--- START OF Data section ---

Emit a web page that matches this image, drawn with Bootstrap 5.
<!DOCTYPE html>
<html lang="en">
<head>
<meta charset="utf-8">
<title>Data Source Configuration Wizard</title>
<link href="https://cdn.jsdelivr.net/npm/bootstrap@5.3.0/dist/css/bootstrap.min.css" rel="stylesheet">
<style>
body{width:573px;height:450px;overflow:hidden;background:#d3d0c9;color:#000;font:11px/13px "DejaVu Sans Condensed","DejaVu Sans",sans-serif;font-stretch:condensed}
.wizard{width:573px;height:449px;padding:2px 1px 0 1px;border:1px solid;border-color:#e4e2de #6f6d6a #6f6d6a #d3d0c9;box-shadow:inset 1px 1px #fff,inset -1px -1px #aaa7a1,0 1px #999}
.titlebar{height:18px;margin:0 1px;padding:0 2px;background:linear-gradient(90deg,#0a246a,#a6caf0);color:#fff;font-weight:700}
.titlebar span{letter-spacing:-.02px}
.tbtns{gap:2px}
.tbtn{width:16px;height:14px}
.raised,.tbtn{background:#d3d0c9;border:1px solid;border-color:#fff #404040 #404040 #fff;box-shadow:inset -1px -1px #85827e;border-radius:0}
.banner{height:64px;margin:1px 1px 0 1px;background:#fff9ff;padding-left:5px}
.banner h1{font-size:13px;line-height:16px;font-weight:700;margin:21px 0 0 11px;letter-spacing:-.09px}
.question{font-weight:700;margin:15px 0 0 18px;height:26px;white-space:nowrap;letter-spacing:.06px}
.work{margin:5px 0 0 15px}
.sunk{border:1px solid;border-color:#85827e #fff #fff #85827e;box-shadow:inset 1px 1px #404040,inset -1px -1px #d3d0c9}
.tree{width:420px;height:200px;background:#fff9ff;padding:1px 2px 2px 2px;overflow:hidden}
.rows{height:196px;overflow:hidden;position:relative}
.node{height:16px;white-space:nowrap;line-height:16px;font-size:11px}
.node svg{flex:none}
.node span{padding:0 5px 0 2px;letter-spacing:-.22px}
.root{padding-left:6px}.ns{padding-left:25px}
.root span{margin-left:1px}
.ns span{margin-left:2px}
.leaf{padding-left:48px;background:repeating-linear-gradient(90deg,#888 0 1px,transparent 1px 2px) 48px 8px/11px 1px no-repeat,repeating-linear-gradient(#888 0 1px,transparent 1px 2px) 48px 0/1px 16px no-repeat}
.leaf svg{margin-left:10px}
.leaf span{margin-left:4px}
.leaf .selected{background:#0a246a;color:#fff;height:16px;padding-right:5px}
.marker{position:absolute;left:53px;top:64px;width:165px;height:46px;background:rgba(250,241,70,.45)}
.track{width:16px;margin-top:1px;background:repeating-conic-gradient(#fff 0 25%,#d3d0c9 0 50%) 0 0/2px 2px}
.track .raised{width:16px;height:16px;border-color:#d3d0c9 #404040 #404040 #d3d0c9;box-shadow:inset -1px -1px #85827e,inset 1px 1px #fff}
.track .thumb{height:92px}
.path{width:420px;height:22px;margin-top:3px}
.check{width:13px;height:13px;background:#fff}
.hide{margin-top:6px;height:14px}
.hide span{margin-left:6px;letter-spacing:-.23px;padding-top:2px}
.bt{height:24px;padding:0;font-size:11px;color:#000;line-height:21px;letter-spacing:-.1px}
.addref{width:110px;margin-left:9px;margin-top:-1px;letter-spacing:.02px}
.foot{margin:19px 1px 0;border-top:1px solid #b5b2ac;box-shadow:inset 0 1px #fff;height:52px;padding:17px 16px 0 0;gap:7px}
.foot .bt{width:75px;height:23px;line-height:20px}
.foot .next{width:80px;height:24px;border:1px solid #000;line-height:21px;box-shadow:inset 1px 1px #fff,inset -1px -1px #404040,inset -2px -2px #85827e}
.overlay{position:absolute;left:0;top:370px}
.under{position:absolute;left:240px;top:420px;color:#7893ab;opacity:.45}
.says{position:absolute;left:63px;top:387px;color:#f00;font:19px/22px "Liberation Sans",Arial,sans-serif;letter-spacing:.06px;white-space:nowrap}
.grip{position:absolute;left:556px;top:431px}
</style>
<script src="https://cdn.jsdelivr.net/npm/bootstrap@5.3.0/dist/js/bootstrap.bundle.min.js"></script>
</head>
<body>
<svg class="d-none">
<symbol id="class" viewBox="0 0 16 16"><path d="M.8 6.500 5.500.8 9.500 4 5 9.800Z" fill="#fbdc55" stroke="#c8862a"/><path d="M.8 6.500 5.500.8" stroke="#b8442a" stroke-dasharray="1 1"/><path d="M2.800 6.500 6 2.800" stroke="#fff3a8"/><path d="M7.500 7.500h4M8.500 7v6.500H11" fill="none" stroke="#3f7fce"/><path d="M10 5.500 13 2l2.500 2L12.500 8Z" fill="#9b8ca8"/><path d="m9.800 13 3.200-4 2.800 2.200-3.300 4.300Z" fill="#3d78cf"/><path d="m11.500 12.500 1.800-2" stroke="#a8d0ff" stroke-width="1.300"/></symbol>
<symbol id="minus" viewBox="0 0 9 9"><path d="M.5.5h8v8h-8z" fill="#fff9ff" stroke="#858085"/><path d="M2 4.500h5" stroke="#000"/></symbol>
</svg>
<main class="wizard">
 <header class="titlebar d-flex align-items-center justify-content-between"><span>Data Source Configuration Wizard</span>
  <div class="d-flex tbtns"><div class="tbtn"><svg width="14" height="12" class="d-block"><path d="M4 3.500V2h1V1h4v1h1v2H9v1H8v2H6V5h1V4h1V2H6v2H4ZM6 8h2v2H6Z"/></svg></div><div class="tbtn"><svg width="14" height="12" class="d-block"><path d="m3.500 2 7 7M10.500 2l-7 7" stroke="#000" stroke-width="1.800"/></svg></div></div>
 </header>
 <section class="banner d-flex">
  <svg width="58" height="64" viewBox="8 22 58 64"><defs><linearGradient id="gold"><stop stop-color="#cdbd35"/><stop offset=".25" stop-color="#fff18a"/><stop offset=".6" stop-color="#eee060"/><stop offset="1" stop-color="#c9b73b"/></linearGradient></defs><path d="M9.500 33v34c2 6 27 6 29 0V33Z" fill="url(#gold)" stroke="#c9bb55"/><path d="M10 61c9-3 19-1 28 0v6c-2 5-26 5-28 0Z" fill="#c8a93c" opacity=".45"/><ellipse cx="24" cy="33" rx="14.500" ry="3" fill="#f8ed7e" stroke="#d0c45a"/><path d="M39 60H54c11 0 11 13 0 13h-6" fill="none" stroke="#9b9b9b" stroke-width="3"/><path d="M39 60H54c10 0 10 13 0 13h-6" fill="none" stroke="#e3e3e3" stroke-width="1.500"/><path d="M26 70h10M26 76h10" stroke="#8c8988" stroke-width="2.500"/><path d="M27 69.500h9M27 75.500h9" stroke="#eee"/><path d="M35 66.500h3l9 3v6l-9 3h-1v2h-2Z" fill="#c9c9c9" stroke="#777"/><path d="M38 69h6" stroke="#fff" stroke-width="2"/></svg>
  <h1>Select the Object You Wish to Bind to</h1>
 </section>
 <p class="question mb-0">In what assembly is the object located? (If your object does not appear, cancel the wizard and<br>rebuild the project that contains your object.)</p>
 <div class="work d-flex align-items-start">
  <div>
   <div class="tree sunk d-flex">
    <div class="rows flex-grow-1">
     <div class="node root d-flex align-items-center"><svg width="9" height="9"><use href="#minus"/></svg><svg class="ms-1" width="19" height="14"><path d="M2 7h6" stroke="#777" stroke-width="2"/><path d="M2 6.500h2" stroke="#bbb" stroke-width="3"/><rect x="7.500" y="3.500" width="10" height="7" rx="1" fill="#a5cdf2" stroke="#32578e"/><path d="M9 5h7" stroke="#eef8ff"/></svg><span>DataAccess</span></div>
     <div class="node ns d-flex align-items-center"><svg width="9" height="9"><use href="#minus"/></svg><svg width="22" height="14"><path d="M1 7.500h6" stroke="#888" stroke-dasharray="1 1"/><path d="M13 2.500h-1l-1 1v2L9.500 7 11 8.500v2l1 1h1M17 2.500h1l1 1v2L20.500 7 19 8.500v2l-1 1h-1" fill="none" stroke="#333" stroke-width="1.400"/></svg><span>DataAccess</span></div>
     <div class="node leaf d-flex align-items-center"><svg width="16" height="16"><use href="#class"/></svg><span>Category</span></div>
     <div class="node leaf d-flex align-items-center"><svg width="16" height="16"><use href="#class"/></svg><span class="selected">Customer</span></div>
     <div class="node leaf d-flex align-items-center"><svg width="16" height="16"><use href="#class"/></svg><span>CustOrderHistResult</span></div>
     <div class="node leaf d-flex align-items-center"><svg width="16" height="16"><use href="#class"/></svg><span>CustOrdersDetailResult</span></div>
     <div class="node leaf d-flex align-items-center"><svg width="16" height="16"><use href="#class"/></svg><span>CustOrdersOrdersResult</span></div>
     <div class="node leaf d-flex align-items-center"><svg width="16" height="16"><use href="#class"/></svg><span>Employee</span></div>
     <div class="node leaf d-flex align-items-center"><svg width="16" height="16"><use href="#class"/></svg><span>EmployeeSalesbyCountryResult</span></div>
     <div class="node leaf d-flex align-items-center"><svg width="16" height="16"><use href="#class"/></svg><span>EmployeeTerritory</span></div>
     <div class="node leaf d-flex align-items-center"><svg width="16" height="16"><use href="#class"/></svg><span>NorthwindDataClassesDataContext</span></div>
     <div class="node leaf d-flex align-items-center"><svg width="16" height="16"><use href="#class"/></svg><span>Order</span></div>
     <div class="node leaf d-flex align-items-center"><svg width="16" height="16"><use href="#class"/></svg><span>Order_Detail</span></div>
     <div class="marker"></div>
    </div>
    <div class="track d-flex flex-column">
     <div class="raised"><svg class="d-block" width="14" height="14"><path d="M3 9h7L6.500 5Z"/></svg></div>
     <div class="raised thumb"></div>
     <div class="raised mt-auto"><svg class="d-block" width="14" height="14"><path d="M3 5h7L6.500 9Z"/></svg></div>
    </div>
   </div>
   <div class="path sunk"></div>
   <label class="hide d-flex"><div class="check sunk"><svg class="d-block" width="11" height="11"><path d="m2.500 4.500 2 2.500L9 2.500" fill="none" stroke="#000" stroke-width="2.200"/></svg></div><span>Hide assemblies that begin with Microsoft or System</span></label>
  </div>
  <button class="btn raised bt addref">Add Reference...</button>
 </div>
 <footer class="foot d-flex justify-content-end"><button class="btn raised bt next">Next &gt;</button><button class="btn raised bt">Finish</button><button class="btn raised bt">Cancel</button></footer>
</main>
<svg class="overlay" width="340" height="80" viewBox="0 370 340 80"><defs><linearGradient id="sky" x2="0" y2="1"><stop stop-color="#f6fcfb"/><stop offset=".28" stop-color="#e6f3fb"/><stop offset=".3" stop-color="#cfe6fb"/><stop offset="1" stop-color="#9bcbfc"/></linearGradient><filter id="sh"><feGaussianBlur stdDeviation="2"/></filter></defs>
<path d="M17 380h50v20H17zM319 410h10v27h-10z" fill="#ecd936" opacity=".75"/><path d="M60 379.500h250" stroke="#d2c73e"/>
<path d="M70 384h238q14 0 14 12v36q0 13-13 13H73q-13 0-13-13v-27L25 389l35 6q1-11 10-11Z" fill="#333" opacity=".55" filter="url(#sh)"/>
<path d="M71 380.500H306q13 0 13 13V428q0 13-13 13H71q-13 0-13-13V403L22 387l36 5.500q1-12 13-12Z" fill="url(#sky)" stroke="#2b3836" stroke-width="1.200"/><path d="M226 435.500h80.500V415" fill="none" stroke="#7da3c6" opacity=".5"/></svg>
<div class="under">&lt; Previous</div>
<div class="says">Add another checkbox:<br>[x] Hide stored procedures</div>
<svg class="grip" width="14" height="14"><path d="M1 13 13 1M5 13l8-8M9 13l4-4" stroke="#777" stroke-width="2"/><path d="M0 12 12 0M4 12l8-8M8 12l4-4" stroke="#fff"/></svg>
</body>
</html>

--- END OF Data section ---

* _What is needed_:
Pick each line holding the word "that" out of the data and copy it.

* _Worked solution_:
Emit a web page that matches this image, drawn with Bootstrap 5.
 <p class="question mb-0">In what assembly is the object located? (If your object does not appear, cancel the wizard and<br>rebuild the project that contains your object.)</p>
   <label class="hide d-flex"><div class="check sunk"><svg class="d-block" width="11" height="11"><path d="m2.500 4.500 2 2.500L9 2.500" fill="none" stroke="#000" stroke-width="2.200"/></svg></div><span>Hide assemblies that begin with Microsoft or System</span></label>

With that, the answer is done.